→ Instructions for the task:
Give the total number of lines with the word "index" in them, and no other words.

→ Source material:
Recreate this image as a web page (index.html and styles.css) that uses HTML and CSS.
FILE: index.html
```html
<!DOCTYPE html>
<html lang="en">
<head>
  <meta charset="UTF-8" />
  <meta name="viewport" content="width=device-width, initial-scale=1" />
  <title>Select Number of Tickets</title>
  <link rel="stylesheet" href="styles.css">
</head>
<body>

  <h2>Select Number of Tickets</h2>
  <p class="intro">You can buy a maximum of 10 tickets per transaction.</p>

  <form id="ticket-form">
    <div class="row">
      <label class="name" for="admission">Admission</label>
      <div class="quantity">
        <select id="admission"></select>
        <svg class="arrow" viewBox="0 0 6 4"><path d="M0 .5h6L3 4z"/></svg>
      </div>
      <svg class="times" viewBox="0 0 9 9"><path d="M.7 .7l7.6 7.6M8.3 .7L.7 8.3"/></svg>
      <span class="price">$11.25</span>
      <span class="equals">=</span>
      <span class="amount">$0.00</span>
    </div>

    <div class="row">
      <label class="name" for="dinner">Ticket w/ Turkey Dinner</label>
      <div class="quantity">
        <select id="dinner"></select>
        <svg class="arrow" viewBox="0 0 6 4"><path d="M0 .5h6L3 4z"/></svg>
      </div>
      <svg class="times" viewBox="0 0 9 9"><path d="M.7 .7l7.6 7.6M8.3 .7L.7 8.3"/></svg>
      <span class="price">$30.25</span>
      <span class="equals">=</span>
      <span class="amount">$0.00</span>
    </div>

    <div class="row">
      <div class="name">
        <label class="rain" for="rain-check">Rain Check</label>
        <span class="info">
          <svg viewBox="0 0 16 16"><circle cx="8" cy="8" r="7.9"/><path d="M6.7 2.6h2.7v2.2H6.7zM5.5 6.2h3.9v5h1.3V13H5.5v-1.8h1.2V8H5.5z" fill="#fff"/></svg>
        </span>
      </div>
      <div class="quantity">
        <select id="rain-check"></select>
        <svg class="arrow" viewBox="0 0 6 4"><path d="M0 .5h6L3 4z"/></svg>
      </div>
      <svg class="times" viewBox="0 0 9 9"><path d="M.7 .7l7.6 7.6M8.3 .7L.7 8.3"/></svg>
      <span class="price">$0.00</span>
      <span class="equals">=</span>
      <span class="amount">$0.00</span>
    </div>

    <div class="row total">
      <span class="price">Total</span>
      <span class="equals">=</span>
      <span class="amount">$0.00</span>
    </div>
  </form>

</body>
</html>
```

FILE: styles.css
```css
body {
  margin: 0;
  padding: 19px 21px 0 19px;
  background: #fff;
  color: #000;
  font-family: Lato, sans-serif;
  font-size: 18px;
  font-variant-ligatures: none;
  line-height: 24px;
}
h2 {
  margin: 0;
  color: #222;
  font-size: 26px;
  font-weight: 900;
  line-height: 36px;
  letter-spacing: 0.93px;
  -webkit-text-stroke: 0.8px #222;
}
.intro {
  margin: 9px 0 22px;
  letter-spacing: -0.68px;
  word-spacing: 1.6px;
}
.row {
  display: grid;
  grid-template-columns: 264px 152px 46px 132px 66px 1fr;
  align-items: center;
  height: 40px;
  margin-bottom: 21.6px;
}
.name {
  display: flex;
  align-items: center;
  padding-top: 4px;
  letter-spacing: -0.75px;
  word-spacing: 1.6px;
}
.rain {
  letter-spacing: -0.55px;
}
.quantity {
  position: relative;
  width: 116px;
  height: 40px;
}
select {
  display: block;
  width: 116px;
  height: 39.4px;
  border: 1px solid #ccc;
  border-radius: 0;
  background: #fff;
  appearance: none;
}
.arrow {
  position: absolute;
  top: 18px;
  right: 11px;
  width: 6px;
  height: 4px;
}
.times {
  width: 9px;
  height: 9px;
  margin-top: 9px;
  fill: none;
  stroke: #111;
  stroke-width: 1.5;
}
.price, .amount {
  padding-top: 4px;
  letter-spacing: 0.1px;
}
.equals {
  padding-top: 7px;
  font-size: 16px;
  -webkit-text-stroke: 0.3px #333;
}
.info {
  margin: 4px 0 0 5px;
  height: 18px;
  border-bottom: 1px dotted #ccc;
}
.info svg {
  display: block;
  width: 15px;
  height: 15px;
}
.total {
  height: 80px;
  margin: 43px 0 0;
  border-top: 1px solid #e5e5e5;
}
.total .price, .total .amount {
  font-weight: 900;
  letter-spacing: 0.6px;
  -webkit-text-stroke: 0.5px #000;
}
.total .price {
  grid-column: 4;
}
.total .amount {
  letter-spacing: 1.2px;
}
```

==

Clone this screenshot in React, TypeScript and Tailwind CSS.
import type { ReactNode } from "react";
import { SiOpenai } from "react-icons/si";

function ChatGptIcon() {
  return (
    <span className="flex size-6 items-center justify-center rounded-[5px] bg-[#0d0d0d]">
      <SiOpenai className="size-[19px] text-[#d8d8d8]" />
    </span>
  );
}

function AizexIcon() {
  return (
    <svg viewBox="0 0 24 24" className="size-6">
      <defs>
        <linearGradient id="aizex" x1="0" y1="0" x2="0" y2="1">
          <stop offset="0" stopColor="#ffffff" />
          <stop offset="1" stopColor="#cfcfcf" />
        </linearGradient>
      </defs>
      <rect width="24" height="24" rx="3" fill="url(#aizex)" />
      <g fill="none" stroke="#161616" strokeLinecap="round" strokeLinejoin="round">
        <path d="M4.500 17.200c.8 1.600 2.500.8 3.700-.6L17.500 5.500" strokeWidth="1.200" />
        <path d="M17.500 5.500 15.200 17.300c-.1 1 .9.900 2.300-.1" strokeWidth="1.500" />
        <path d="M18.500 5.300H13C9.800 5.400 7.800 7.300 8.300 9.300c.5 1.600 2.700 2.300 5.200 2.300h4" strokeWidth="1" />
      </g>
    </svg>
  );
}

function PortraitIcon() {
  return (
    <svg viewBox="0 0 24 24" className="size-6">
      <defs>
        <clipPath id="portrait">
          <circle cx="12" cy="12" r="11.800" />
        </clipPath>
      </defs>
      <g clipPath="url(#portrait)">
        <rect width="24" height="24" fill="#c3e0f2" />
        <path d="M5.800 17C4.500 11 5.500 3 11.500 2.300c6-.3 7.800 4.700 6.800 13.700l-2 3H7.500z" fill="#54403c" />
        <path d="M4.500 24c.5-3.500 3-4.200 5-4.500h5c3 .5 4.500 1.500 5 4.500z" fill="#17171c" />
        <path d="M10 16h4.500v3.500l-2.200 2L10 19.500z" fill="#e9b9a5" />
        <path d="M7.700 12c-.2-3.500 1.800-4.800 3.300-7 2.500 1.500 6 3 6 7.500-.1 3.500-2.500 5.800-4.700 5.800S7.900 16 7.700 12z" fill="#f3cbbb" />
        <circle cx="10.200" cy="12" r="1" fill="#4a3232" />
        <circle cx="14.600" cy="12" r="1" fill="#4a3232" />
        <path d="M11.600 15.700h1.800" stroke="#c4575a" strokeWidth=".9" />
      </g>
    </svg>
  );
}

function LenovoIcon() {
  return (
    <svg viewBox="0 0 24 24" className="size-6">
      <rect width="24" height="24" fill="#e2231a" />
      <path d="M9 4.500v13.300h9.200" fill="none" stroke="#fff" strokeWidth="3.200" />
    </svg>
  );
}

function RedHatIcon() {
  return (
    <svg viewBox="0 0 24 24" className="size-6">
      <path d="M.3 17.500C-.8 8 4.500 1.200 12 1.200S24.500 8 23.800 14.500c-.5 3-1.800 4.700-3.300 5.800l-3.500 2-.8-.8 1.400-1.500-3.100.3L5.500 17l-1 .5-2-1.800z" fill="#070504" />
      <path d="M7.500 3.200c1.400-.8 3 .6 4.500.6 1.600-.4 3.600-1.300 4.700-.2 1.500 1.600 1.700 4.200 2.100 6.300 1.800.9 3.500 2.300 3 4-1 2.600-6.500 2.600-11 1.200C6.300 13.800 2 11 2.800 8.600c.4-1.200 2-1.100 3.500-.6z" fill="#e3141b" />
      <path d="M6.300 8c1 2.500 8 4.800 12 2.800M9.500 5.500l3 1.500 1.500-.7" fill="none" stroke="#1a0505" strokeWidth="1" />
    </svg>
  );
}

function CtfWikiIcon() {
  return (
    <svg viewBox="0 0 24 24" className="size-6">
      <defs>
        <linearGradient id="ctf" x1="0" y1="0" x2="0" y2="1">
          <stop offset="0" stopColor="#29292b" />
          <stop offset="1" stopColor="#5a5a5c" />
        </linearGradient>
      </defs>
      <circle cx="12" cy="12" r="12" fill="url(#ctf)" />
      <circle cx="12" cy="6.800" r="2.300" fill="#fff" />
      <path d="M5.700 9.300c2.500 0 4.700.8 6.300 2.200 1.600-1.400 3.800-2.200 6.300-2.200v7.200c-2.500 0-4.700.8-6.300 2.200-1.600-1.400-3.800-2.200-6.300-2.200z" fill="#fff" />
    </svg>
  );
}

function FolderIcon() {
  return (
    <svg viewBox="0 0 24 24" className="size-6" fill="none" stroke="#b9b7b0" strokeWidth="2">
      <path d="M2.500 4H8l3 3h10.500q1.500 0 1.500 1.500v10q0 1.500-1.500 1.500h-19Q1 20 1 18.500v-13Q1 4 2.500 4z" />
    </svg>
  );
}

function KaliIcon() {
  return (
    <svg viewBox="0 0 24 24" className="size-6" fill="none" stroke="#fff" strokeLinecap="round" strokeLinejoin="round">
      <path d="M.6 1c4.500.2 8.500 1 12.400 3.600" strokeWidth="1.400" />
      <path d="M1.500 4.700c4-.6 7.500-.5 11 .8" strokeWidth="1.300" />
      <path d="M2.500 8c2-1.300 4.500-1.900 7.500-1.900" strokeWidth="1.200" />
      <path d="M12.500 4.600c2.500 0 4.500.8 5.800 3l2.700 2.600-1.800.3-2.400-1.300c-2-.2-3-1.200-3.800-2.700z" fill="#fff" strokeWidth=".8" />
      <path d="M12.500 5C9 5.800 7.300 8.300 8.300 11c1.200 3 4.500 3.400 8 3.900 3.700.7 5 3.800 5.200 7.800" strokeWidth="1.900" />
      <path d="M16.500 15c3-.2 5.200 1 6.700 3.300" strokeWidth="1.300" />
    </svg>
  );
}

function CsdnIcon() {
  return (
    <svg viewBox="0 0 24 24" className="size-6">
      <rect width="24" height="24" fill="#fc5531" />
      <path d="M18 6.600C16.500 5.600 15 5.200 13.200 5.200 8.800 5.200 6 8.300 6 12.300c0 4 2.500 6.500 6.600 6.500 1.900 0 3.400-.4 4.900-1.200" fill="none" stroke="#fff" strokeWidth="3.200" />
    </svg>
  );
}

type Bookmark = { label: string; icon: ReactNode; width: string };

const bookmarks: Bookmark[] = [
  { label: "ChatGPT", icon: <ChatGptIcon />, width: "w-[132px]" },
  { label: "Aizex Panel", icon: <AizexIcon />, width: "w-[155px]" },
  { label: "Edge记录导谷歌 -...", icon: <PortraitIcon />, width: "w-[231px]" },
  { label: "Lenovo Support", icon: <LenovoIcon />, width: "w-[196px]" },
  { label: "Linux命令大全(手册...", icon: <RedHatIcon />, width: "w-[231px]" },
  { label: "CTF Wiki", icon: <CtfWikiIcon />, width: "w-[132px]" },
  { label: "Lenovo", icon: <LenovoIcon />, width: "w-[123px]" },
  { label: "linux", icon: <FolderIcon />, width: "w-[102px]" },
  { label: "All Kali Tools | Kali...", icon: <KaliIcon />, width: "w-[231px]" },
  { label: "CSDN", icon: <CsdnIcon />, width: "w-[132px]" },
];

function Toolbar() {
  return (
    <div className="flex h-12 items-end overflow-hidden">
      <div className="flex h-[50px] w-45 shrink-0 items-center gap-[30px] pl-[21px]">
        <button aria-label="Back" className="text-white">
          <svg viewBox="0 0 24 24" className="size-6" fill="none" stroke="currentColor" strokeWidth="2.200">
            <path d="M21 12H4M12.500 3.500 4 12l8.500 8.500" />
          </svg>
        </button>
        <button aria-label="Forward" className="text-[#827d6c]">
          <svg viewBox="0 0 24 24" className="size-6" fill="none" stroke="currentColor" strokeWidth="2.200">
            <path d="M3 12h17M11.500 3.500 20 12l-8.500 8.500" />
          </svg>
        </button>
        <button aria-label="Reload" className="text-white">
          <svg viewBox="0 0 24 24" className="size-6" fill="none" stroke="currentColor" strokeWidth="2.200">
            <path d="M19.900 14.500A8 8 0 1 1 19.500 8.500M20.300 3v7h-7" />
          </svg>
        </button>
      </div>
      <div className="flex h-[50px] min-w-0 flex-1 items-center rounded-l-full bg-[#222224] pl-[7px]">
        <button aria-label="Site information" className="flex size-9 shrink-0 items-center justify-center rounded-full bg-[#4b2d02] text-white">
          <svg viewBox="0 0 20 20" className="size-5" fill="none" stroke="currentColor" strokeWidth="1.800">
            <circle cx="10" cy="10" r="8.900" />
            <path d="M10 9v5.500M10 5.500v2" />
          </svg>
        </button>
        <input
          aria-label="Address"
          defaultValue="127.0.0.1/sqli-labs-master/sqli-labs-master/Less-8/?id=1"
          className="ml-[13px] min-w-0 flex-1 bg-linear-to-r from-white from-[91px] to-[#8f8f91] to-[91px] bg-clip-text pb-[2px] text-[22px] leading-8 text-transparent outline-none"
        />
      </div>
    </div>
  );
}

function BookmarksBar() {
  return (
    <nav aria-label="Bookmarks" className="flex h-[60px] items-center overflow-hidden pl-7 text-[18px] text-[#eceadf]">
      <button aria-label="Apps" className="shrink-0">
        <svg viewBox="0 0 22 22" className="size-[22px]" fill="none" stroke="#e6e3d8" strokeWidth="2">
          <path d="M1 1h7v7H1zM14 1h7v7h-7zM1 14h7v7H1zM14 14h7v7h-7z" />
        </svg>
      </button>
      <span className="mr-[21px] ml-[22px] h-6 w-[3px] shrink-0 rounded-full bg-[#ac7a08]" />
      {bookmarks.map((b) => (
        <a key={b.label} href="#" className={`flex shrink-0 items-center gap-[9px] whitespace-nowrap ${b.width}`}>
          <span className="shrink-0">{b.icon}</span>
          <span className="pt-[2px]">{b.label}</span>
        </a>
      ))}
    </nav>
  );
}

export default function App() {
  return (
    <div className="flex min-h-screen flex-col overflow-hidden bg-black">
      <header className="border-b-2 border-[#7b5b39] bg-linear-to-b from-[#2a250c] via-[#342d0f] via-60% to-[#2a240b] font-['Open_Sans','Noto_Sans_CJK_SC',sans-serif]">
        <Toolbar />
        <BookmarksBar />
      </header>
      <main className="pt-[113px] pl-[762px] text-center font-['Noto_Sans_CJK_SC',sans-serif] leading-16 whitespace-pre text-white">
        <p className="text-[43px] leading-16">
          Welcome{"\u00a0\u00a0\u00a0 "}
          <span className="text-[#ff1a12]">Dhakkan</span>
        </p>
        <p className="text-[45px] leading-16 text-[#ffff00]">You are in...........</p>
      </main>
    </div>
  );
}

→ Response:
2